There are times when it just gets in the way. I mean it’s thinking. All. The. Time. Thinking thinking thinking. Every damned minute it’s filled with thoughts, memories, comparisons, evaluations, judgments, decisions.

And there are times when it’s a real pain in the ass.

One situation in which it really gets in the way is when I’m watching actors do something I know in great detail. You know what I mean. It’s that part of the movie where the star sits down to a keyboard and supposedly starts typing in code/prose like a savant, but you know–from the position of their hands or the regular stadium-wave pattern of their fingers–that they’re just frobnicating, mindlessly tippy-tapping the keys while they utter their lines.

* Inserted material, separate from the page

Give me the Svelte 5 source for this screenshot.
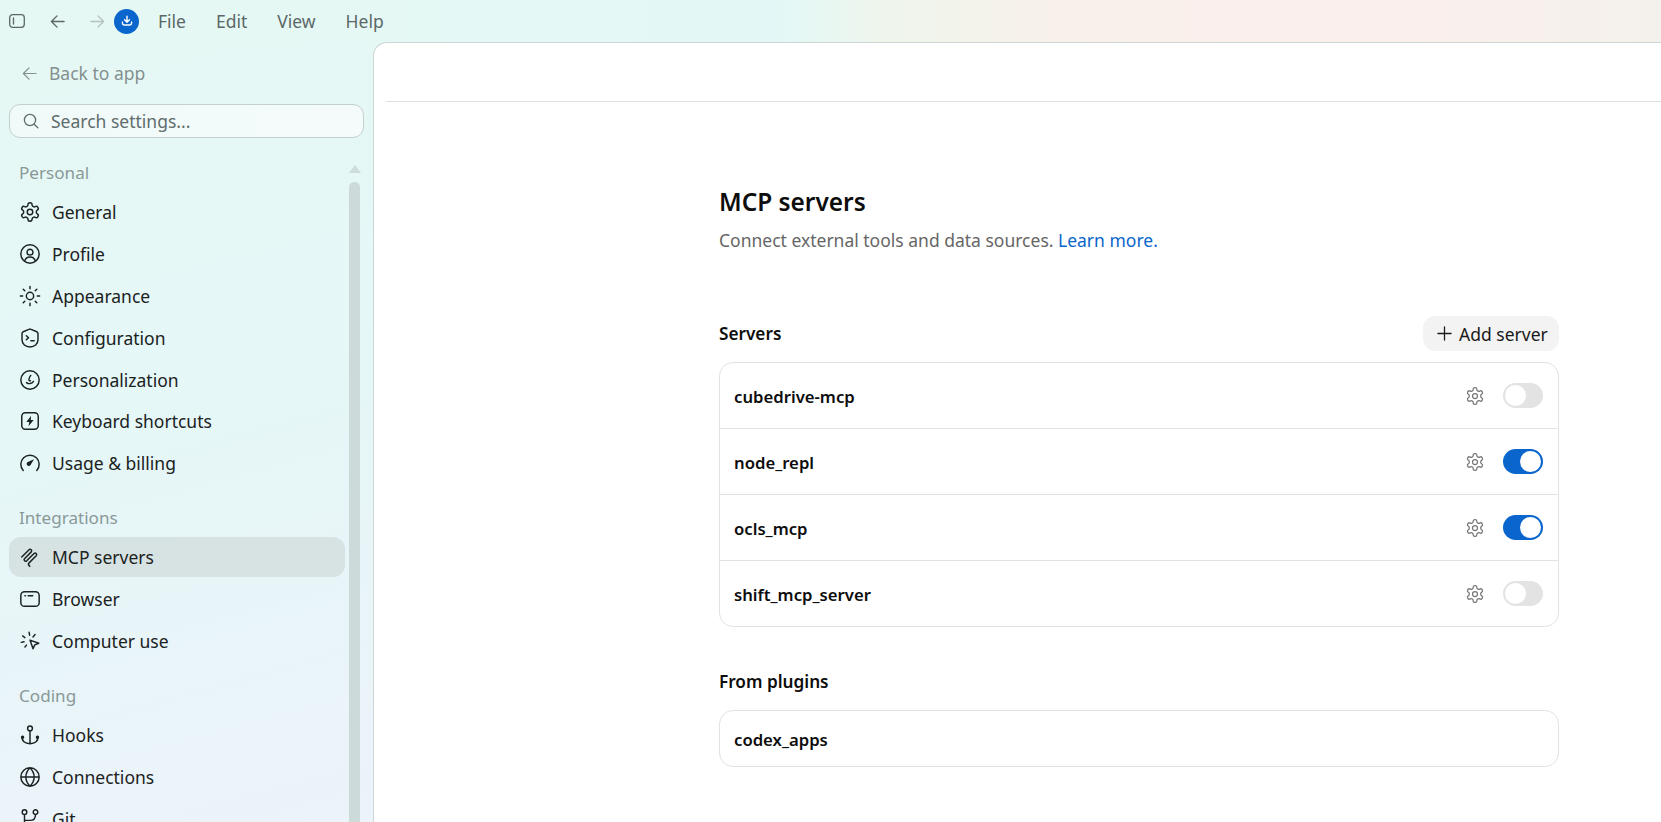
<script lang="ts">
  const gear =
    'M12.22 2h-.44a2 2 0 0 0-2 2v.18a2 2 0 0 1-1 1.73l-.43.25a2 2 0 0 1-2 0l-.15-.08a2 2 0 0 0-2.73.73l-.22.38a2 2 0 0 0 .73 2.73l.15.1a2 2 0 0 1 1 1.72v.51a2 2 0 0 1-1 1.74l-.15.09a2 2 0 0 0-.73 2.73l.22.38a2 2 0 0 0 2.73.73l.15-.08a2 2 0 0 1 2 0l.43.25a2 2 0 0 1 1 1.73V20a2 2 0 0 0 2 2h.44a2 2 0 0 0 2-2v-.18a2 2 0 0 1 1-1.73l.43-.25a2 2 0 0 1 2 0l.15.08a2 2 0 0 0 2.73-.73l.22-.39a2 2 0 0 0-.73-2.73l-.15-.08a2 2 0 0 1-1-1.74v-.5a2 2 0 0 1 1-1.74l.15-.09a2 2 0 0 0 .73-2.73l-.22-.38a2 2 0 0 0-2.73-.73l-.15.08a2 2 0 0 1-2 0l-.43-.25a2 2 0 0 1-1-1.73V4a2 2 0 0 0-2-2zM9 12a3 3 0 1 0 6 0a3 3 0 1 0-6 0';

  // stroke paths, then optional filled paths
  const icons: Record<string, { d: string; fill?: string }> = {
    general: { d: gear },
    profile: { d: 'M2 12a10 10 0 1 0 20 0a10 10 0 1 0-20 0M8.8 10a3.2 3.2 0 1 0 6.4 0a3.2 3.2 0 1 0-6.4 0M6.2 19.4c1-2.9 3.2-4.2 5.8-4.2s4.8 1.3 5.8 4.2' },
    appearance: { d: 'M8 12a4 4 0 1 0 8 0a4 4 0 1 0-8 0M12 1.5v2.5M12 20v2.5M1.5 12H4M20 12h2.5M4.6 4.6l1.7 1.7M17.7 17.7l1.7 1.7M4.6 19.4l1.7-1.7M17.7 6.3l1.7-1.7' },
    configuration: { d: 'M10.8 2.6 4.6 5.2a2 2 0 0 0-1.3 1.9V14c0 4.6 3.8 7.7 8.7 7.7s8.7-3.1 8.7-7.7V7.1a2 2 0 0 0-1.3-1.9l-6.2-2.6a2.6 2.6 0 0 0-2.4 0zM8 9.5l2.4 2.2L8 14M13 15h3.6' },
    personalization: { d: 'M2 12a10 10 0 1 0 20 0a10 10 0 1 0-20 0M12.8 7c-1.2 1.6-2 3.2-2 4.6 0 .9.7 1.3 1.6 1.2M8.2 14.8c2.2 1.8 5.8 1.5 7.6-1.2' },
    keyboard: { d: 'M7 3h10a4 4 0 0 1 4 4v10a4 4 0 0 1-4 4H7a4 4 0 0 1-4-4V7a4 4 0 0 1 4-4z', fill: 'M13.2 6.4 8 13.2h3.2l-.8 4.4 5.6-6.8h-3.2z' },
    usage: { d: 'M4.6 20.2a10 10 0 1 1 14.8 0', fill: 'M16.4 7.8 9.6 10.9a2.3 2.3 0 1 0 3 3.3z' },
    mcp: { d: 'M3 12 11 4a1.7 1.7 0 0 1 2.4 2.4L6 13.8a1.7 1.7 0 0 0 2.4 2.4L16.4 8.2a1.7 1.7 0 0 1 2.4 2.4L11 18.4c-1 1-1 2 0 3l.8.8' },
    browser: { d: 'M6 4h12a4 4 0 0 1 4 4v8a4 4 0 0 1-4 4H6a4 4 0 0 1-4-4V8a4 4 0 0 1 4-4zM6.5 8.5h.6M10 8.5h5' },
    computer: { d: 'M11 2.5l.6 3.2M4 6.5l2.4 1.8M2.5 13.5l3-.6M6.5 18.5l1.6-2M17.5 5l-2.2 2.6M12 11l9.5 3.4-4.3 1.8-1.9 4.3z' },
    hooks: {
      d: 'M9.4 4.8a2.6 2.6 0 1 0 5.2 0a2.6 2.6 0 1 0-5.2 0M12 7.4v14M3.6 13.5c-1 5 3 8 8.4 8s9.4-3 8.4-8',
      fill: 'M2 14.5a1.9 1.9 0 1 0 3.8 0a1.9 1.9 0 1 0-3.8 0M18.2 14.5a1.9 1.9 0 1 0 3.8 0a1.9 1.9 0 1 0-3.8 0'
    },
    connections: { d: 'M2 12a10 10 0 1 0 20 0a10 10 0 1 0-20 0M2 12h20M12 2c-6 6-6 14 0 20c6-6 6-14 0-20' },
    git: { d: 'M3.5 4.5a2.5 2.5 0 1 0 5 0a2.5 2.5 0 1 0-5 0M15.5 4.5a2.5 2.5 0 1 0 5 0a2.5 2.5 0 1 0-5 0M3.5 20.5a2.5 2.5 0 1 0 5 0a2.5 2.5 0 1 0-5 0M6 7v11M18 7c0 5-3 6.5-6 6.5H6' }
  };

  const groups = [
    {
      label: 'Personal',
      items: [
        ['general', 'General'],
        ['profile', 'Profile'],
        ['appearance', 'Appearance'],
        ['configuration', 'Configuration'],
        ['personalization', 'Personalization'],
        ['keyboard', 'Keyboard shortcuts'],
        ['usage', 'Usage & billing']
      ]
    },
    {
      label: 'Integrations',
      items: [
        ['mcp', 'MCP servers'],
        ['browser', 'Browser'],
        ['computer', 'Computer use']
      ]
    },
    {
      label: 'Coding',
      items: [
        ['hooks', 'Hooks'],
        ['connections', 'Connections'],
        ['git', 'Git']
      ]
    }
  ];

  let servers = $state([
    { name: 'cubedrive-mcp', on: false },
    { name: 'node_repl', on: true },
    { name: 'ocls_mcp', on: true },
    { name: 'shift_mcp_server', on: false }
  ]);
</script>

{#snippet icon(name: string)}
  <svg class="nav__icon" viewBox="0 0 24 24" aria-hidden="true">
    <path d={icons[name].d} />
    {#if icons[name].fill}
      <path class="solid" d={icons[name].fill} />
    {/if}
  </svg>
{/snippet}

<div class="app">
  <header class="titlebar">
    <svg class="tb-side" viewBox="0 0 16 14" aria-hidden="true">
      <rect x="0.7" y="0.7" width="14.6" height="12.6" rx="3" />
      <path d="M4.5 4v6" />
    </svg>
    <svg class="tb-arrow" viewBox="0 0 16 16" aria-hidden="true">
      <path d="M15 8H1.5M7.5 2 1.5 8l6 6" />
    </svg>
    <svg class="tb-arrow tb-arrow--off" viewBox="0 0 16 16" aria-hidden="true">
      <path d="M1 8h13.5M8.5 2l6 6-6 6" />
    </svg>
    <span class="tb-update">
      <svg viewBox="0 0 16 16" aria-hidden="true">
        <path d="M8 2.5v6.5M5.2 6.6 8 9.3l2.8-2.7M2.8 9v1.6a2 2 0 0 0 2 2h6.4a2 2 0 0 0 2-2V9" />
      </svg>
    </span>
    <nav class="menu">
      <span>File</span>
      <span>Edit</span>
      <span>View</span>
      <span>Help</span>
    </nav>
  </header>

  <div class="body">
    <aside class="sidebar">
      <div class="sidebar__scroll">
        <div class="back">
          <svg viewBox="0 0 16 16" aria-hidden="true">
            <path d="M15 8H1.5M7.5 2 1.5 8l6 6" />
          </svg>
          Back to app
        </div>

        <div class="search">
          <svg viewBox="0 0 16 16" aria-hidden="true">
            <circle cx="7" cy="7" r="5.6" />
            <path d="m11.2 11.2 3.6 3.6" />
          </svg>
          Search settings...
        </div>

        <div class="nav">
          {#each groups as group}
            <h2 class="nav__label">{group.label}</h2>
            <ul class="nav__list">
              {#each group.items as [name, label]}
                <li class="nav__item" class:nav__item--active={name === 'mcp'}>
                  {@render icon(name)}
                  {label}
                </li>
              {/each}
            </ul>
          {/each}
        </div>
      </div>

      <div class="scrollbar">
        <span class="scrollbar__arrow"></span>
        <span class="scrollbar__thumb"></span>
      </div>
    </aside>

    <main class="panel">
      <div class="panel__head"></div>
      <section class="page">
        <h1 class="page__title">MCP servers</h1>
        <p class="page__sub">
          Connect external tools and data sources. <span class="link">Learn more.</span>
        </p>

        <div class="section-head">
          <h2>Servers</h2>
          <button type="button" class="add">
            <svg viewBox="0 0 16 16" aria-hidden="true"><path d="M8 1v14M1 8h14" /></svg>
            Add server
          </button>
        </div>

        <div class="card">
          {#each servers as server}
            <div class="row">
              <span class="row__name">{server.name}</span>
              <svg class="row__gear" viewBox="0 0 24 24" aria-hidden="true"><path d={gear} /></svg>
              <button
                type="button"
                class="toggle"
                class:toggle--on={server.on}
                aria-label={server.name}
                onclick={() => (server.on = !server.on)}
              ></button>
            </div>
          {/each}
        </div>

        <h2 class="plugins">From plugins</h2>
        <div class="card">
          <div class="row row--plugin">
            <span class="row__name">codex_apps</span>
          </div>
        </div>
      </section>
    </main>
  </div>
</div>

<style>
  :global(body) {
    margin: 0;
    overflow: hidden;
  }

  .app {
    display: flex;
    flex-direction: column;
    height: 100vh;
    overflow: hidden;
    font-family: 'Noto Sans', 'Open Sans', sans-serif;
    font-size: 17.5px;
    background: #e6f8f4;
  }

  svg {
    fill: none;
    stroke: currentColor;
    stroke-linecap: round;
    stroke-linejoin: round;
    flex: none;
  }

  .titlebar {
    display: flex;
    align-items: center;
    flex: none;
    height: 42px;
    box-sizing: border-box;
    padding-left: 9px;
    color: #5c6868;
    background: linear-gradient(
      to right,
      #e6f8f3 0,
      #e3f8f6 780px,
      #eff5ec 890px,
      #f8f1e9 1060px,
      #faefec 1220px,
      #faefed 1420px,
      #f4f1ec 1661px
    );
  }

  .tb-side {
    width: 16px;
    height: 14px;
    stroke-width: 1.3;
  }

  .tb-arrow {
    width: 15px;
    height: 15px;
    margin-left: 25px;
    stroke-width: 1.5;
  }

  .tb-arrow--off {
    color: #b3c2c0;
  }

  .tb-update {
    display: flex;
    align-items: center;
    justify-content: center;
    width: 25px;
    height: 25px;
    margin-left: 9px;
    border-radius: 50%;
    background: #0a66cc;
    color: #fff;
  }

  .tb-update svg {
    width: 14px;
    height: 14px;
    stroke-width: 1.6;
  }

  .menu {
    display: flex;
    gap: 30px;
    margin-left: 19px;
  }

  .body {
    display: flex;
    flex: 1;
    min-height: 0;
  }

  .sidebar {
    display: flex;
    flex: none;
    width: 373px;
    overflow: hidden;
    background: linear-gradient(165deg, #e6f8f4 0, #e5f7f7 45%, #ecf3fa 100%);
  }

  .sidebar__scroll {
    width: 355px;
    flex: none;
    box-sizing: border-box;
    padding-left: 9px;
  }

  .back {
    display: flex;
    align-items: center;
    gap: 12px;
    height: 40px;
    margin: 11px 0;
    padding-left: 13px;
    color: #83908f;
  }

  .back svg {
    width: 15px;
    height: 15px;
    stroke-width: 1.3;
  }

  .search {
    display: flex;
    align-items: center;
    gap: 12px;
    width: 355px;
    height: 34px;
    box-sizing: border-box;
    padding-left: 13px;
    border: 1px solid #c3d0d0;
    border-radius: 11px;
    background: linear-gradient(to right, #f0faf9, #f5fbfb);
    color: #5f6c6c;
  }

  .search svg {
    width: 16px;
    height: 16px;
    stroke-width: 1.3;
  }

  .nav {
    width: 336px;
  }

  .nav__label {
    height: 24px;
    margin: 23px 0 7px;
    padding-left: 10px;
    font-size: 17.1px;
    font-weight: 400;
    line-height: 24px;
    color: #8a9998;
  }

  .nav__list {
    display: flex;
    flex-direction: column;
    gap: 1.9px;
    margin: 0;
    padding: 0;
    list-style: none;
  }

  .nav__item {
    display: flex;
    align-items: center;
    gap: 11px;
    height: 40px;
    padding-left: 10px;
    border-radius: 12px;
    color: #1b2222;
  }

  .nav__item--active {
    background: #d7e2e3;
  }

  .nav__icon {
    width: 22px;
    height: 22px;
    stroke-width: 1.6;
  }

  .nav__icon .solid {
    fill: currentColor;
    stroke: none;
  }

  .scrollbar {
    display: flex;
    flex-direction: column;
    align-items: center;
    width: 11px;
    margin-left: -6px;
    padding-top: 123px;
  }

  .scrollbar__arrow {
    width: 0;
    height: 0;
    border: 6px solid transparent;
    border-top: 0;
    border-bottom: 8px solid #cddcdc;
  }

  .scrollbar__thumb {
    flex: 1;
    width: 11px;
    margin-top: 9px;
    border-radius: 5px 5px 0 0;
    background: #ccdada;
  }

  .panel {
    flex: 1;
    min-width: 0;
    box-sizing: border-box;
    border-top: 1px solid #ccd6d5;
    border-left: 1px solid #ccd6d5;
    border-top-left-radius: 14px;
    background: #fff;
  }

  .panel__head {
    height: 58px;
    margin-left: 12px;
    border-bottom: 1px solid #e0e0e0;
  }

  .page {
    width: 840px;
    margin-left: 345px;
    color: #0d0d0d;
  }

  .page__title {
    height: 30px;
    margin: 0;
    padding-top: 85px;
    font-size: 24.4px;
    font-weight: 600;
    line-height: 30px;
  }

  .page__sub {
    height: 24px;
    margin: 11px 0 0;
    line-height: 24px;
    color: #666;
  }

  .link {
    color: #0a66cc;
  }

  .section-head {
    display: flex;
    align-items: center;
    justify-content: space-between;
    height: 35px;
    margin: 64px 0 11px;
  }

  .section-head h2,
  .plugins {
    margin: 0;
    font-size: 17.2px;
    font-weight: 600;
    line-height: 24px;
  }

  .add {
    display: flex;
    align-items: center;
    gap: 7px;
    width: 136px;
    height: 35px;
    padding: 0 0 0 14px;
    border: 0;
    border-radius: 12px;
    background: #f3f3f3;
    color: #1a1a1a;
    font: inherit;
  }

  .add svg {
    width: 15px;
    height: 15px;
    stroke-width: 1.4;
  }

  .card {
    border: 1px solid #e2e2e2;
    border-radius: 14px;
  }

  .row {
    display: flex;
    align-items: center;
    height: 65px;
    padding: 0 15px 0 14px;
  }

  .row + .row {
    border-top: 1px solid #e2e2e2;
  }

  .row--plugin {
    height: 55px;
  }

  .row__name {
    flex: 1;
    padding-top: 1px;
    font-size: 16.7px;
    font-weight: 600;
  }

  .row__gear {
    width: 20px;
    height: 20px;
    margin-right: 18px;
    color: #777;
    stroke-width: 1.5;
  }

  .toggle {
    position: relative;
    flex: none;
    width: 40px;
    height: 25px;
    padding: 0;
    border: 0;
    border-radius: 13px;
    background: #e3e3e3;
  }

  .toggle::after {
    content: '';
    position: absolute;
    top: 2px;
    left: 2px;
    width: 21px;
    height: 21px;
    border-radius: 50%;
    background: #fff;
  }

  .toggle--on {
    background: #0a66cc;
  }

  .toggle--on::after {
    left: 17px;
  }

  .plugins {
    margin: 43px 0 16px;
  }
</style>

I have the same problem with actors who “dance” ballet or “play” a musical instrument. Few actors can fake it well enough to fool me. Hell, few can fake it well enough for me to suspend my disbelief. Especially painful (for me) is when actors pretend to play a violin, viola, or cello. My decades as a concert violist and my knowledge of the instruments make the tiniest misstep a glaring error, and it just pops me right out of the story (like when a character in a story set in Victorian England says “Okay.” Arg!)

And so, it was with great trepidation that I queued up A Late Quartet, the story of which centers on the members of a world-famous string quartet. (more…)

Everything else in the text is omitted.